**Task material**
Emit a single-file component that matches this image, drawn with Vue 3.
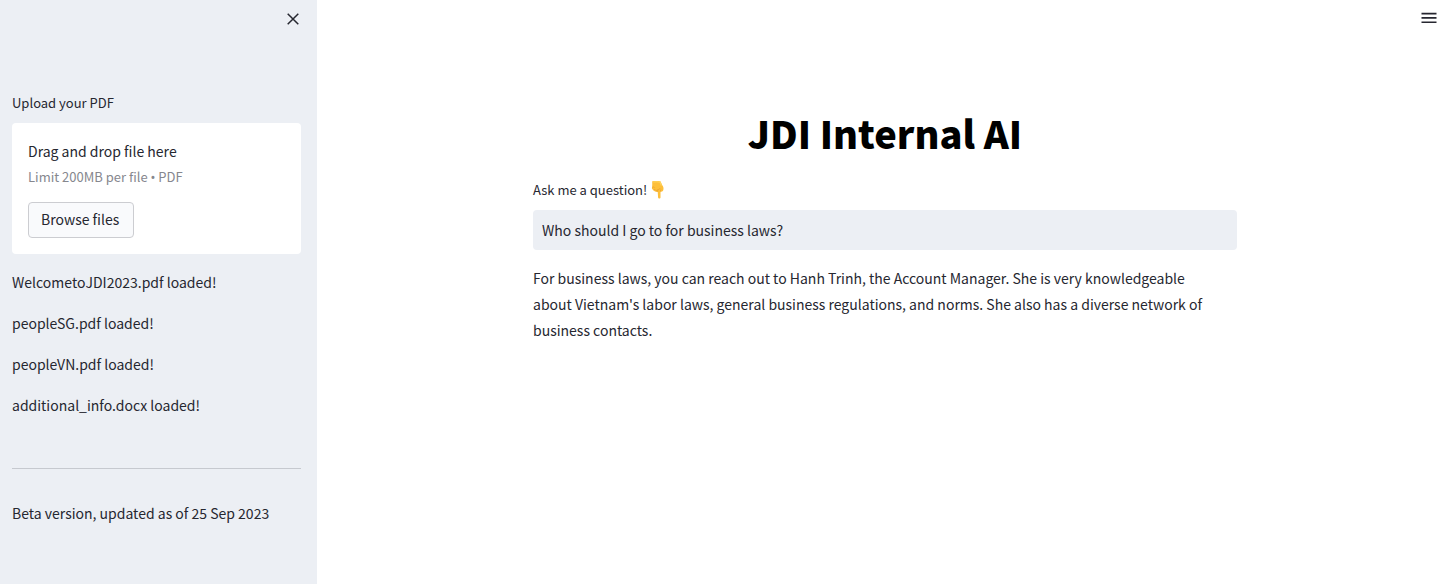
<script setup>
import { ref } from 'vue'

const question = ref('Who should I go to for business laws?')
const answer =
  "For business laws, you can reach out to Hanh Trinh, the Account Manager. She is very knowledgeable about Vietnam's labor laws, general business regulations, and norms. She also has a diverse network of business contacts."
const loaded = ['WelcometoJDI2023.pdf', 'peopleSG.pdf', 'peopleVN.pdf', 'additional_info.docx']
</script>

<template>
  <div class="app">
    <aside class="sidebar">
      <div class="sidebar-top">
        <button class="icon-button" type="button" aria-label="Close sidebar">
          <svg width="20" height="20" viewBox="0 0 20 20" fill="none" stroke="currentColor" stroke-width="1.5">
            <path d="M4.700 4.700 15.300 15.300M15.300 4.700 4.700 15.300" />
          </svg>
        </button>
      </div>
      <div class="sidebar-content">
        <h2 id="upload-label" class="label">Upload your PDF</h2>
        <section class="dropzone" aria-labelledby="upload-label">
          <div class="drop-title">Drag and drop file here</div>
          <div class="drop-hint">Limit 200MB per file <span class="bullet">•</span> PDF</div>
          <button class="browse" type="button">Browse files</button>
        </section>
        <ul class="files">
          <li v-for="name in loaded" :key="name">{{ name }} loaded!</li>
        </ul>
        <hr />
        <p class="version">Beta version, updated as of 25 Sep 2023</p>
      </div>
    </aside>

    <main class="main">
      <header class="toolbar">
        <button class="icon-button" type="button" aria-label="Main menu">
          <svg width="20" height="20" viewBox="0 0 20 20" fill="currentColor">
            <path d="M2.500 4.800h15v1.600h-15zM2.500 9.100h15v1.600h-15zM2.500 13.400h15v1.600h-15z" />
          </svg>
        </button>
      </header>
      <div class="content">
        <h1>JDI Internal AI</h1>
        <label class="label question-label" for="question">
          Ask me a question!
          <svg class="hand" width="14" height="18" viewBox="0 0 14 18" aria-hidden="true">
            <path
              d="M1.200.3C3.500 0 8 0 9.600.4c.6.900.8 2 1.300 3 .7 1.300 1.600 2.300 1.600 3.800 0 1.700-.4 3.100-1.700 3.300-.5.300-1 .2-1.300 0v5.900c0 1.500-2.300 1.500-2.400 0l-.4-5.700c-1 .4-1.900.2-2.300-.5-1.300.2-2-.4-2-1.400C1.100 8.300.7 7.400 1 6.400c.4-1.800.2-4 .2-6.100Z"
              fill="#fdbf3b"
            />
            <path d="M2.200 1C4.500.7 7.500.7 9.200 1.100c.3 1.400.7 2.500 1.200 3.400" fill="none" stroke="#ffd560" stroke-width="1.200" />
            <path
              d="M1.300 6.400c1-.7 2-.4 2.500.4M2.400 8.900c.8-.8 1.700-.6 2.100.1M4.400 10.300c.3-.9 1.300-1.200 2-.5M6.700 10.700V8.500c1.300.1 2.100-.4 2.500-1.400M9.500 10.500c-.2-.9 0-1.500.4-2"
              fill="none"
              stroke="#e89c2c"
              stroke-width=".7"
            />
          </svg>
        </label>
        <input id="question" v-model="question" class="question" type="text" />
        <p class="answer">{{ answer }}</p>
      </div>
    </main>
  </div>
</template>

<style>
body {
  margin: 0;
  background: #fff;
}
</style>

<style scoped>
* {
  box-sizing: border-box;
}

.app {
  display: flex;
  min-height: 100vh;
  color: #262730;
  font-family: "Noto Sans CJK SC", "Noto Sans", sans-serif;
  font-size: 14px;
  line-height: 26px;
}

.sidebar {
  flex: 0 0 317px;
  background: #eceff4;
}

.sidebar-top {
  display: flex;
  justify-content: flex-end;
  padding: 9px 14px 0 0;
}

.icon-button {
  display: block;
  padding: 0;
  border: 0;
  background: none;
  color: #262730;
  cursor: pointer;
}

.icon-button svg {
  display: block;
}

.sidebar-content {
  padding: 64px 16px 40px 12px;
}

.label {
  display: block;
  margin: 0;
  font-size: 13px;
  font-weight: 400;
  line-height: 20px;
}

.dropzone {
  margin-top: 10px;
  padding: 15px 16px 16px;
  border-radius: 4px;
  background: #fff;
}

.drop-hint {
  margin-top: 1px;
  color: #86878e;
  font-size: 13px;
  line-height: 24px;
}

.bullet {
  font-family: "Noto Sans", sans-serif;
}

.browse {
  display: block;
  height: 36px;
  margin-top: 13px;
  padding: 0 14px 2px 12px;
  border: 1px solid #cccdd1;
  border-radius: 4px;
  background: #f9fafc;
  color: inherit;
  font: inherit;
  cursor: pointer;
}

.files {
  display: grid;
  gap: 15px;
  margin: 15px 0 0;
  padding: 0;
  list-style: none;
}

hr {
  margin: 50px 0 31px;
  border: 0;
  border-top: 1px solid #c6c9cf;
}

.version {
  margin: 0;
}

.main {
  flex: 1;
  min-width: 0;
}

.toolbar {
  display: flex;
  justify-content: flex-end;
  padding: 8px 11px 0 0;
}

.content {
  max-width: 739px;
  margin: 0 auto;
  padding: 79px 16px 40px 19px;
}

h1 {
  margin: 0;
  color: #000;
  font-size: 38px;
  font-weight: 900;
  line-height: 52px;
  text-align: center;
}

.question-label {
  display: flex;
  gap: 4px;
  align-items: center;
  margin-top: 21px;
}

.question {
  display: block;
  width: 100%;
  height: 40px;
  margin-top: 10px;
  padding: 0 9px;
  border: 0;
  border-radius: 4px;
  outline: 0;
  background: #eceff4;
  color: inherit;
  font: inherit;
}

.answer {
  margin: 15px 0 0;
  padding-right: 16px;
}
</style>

---

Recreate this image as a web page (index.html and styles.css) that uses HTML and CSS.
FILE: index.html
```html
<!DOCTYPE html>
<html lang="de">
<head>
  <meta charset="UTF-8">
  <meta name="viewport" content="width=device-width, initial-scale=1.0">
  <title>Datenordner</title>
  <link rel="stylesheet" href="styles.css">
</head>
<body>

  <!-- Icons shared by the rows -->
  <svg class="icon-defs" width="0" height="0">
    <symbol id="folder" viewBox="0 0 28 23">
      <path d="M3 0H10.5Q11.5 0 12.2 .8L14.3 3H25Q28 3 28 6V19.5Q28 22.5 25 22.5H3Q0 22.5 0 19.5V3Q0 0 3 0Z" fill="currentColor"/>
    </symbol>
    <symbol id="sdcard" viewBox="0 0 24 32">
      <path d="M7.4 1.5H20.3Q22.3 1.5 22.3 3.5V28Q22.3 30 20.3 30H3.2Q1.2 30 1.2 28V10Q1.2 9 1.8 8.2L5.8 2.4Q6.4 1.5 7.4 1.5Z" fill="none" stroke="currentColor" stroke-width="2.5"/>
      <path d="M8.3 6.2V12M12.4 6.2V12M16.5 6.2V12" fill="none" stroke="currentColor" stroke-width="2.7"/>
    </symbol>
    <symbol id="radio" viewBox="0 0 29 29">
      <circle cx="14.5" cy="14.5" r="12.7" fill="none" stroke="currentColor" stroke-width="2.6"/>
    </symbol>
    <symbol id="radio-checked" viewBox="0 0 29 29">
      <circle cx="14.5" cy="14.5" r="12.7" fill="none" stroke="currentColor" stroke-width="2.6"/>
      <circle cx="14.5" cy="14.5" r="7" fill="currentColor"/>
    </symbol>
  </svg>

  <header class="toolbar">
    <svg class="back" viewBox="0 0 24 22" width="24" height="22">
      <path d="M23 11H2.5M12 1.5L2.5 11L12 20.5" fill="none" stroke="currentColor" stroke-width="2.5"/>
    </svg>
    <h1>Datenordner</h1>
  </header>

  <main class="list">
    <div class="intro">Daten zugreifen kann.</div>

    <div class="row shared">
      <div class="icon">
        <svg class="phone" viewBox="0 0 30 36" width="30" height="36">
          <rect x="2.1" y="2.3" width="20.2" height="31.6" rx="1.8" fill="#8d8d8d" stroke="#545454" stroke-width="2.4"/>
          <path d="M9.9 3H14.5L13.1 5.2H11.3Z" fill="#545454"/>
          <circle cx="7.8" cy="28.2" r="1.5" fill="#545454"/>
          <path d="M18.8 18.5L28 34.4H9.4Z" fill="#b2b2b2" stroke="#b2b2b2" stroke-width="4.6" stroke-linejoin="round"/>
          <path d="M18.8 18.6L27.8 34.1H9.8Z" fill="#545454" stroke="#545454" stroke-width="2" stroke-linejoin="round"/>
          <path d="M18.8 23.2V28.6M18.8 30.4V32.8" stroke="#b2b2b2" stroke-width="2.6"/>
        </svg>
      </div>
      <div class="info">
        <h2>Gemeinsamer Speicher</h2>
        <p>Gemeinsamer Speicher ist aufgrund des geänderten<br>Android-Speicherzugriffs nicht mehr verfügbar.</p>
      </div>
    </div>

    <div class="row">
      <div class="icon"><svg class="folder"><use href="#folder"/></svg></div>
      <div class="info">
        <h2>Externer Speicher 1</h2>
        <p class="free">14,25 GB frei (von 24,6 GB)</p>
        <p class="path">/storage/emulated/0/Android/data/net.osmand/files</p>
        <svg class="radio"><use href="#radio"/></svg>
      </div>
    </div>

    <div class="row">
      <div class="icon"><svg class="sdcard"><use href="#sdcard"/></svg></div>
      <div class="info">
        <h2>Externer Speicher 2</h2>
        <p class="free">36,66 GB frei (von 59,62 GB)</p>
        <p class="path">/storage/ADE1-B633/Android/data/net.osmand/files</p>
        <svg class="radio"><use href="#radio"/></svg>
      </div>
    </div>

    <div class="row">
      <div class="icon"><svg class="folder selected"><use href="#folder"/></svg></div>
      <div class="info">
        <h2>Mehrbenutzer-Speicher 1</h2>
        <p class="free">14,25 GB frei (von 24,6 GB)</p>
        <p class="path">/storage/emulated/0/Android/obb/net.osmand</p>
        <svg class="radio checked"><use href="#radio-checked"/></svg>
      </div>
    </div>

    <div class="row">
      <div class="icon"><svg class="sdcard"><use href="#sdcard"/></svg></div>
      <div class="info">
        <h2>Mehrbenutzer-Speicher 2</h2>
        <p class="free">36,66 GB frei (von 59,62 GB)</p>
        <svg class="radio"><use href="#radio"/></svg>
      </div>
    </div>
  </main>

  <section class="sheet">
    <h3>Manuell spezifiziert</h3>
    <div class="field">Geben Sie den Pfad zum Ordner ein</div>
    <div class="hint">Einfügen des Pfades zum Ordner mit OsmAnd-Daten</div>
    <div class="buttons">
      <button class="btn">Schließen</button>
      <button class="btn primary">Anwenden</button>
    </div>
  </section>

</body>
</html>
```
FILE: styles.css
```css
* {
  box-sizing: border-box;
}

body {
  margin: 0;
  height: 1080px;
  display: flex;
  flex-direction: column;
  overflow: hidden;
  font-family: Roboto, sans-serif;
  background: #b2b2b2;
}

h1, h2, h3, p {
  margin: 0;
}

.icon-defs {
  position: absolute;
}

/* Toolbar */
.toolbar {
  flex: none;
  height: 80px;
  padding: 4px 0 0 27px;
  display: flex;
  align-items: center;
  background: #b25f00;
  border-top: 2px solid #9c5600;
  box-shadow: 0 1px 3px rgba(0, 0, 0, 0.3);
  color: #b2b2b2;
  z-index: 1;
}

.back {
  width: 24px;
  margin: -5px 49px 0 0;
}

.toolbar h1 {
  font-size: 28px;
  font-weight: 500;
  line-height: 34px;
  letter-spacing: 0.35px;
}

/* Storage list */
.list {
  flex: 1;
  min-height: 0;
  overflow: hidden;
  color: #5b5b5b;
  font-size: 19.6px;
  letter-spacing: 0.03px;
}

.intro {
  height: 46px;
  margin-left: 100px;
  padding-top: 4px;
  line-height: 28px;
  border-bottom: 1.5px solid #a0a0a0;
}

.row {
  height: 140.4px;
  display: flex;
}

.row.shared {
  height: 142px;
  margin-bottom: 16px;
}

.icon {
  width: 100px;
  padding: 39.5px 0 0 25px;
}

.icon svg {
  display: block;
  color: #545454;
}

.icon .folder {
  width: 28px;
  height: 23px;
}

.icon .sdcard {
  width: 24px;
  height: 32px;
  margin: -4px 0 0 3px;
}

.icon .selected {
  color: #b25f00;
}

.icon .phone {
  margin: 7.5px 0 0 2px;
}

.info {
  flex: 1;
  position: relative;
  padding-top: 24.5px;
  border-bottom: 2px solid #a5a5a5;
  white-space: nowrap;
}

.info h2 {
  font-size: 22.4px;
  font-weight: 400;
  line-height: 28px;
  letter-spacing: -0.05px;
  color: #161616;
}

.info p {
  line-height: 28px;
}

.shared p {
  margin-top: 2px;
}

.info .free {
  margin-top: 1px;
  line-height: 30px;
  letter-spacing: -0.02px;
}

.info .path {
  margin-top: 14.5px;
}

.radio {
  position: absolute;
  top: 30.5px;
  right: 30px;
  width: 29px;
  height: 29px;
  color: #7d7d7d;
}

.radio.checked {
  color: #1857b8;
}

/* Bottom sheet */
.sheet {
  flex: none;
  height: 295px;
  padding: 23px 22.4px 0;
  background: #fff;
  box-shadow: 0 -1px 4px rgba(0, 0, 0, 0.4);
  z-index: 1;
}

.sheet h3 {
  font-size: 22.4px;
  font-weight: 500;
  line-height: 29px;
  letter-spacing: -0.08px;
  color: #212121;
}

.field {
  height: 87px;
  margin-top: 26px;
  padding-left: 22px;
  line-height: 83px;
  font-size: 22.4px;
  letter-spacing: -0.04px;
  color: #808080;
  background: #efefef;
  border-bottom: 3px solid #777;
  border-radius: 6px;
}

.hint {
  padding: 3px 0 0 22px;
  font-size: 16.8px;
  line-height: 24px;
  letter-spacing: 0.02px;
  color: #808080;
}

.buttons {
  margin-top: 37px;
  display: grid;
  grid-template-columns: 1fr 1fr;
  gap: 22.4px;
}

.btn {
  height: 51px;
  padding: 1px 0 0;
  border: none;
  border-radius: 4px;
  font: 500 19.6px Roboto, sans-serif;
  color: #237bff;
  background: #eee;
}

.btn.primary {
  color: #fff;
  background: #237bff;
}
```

* * *

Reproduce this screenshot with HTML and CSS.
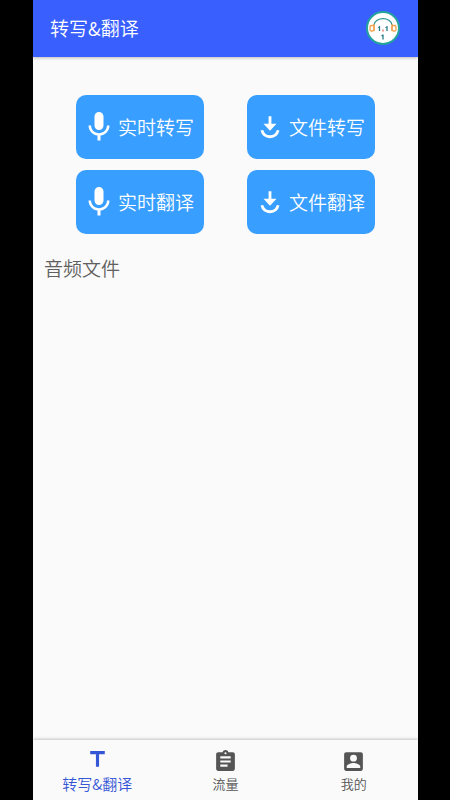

**Exercise**
Look through the entries above; copy every line holding the string "with".

**Exercise response**
Emit a single-file component that matches this image, drawn with Vue 3.
Reproduce this screenshot with HTML and CSS.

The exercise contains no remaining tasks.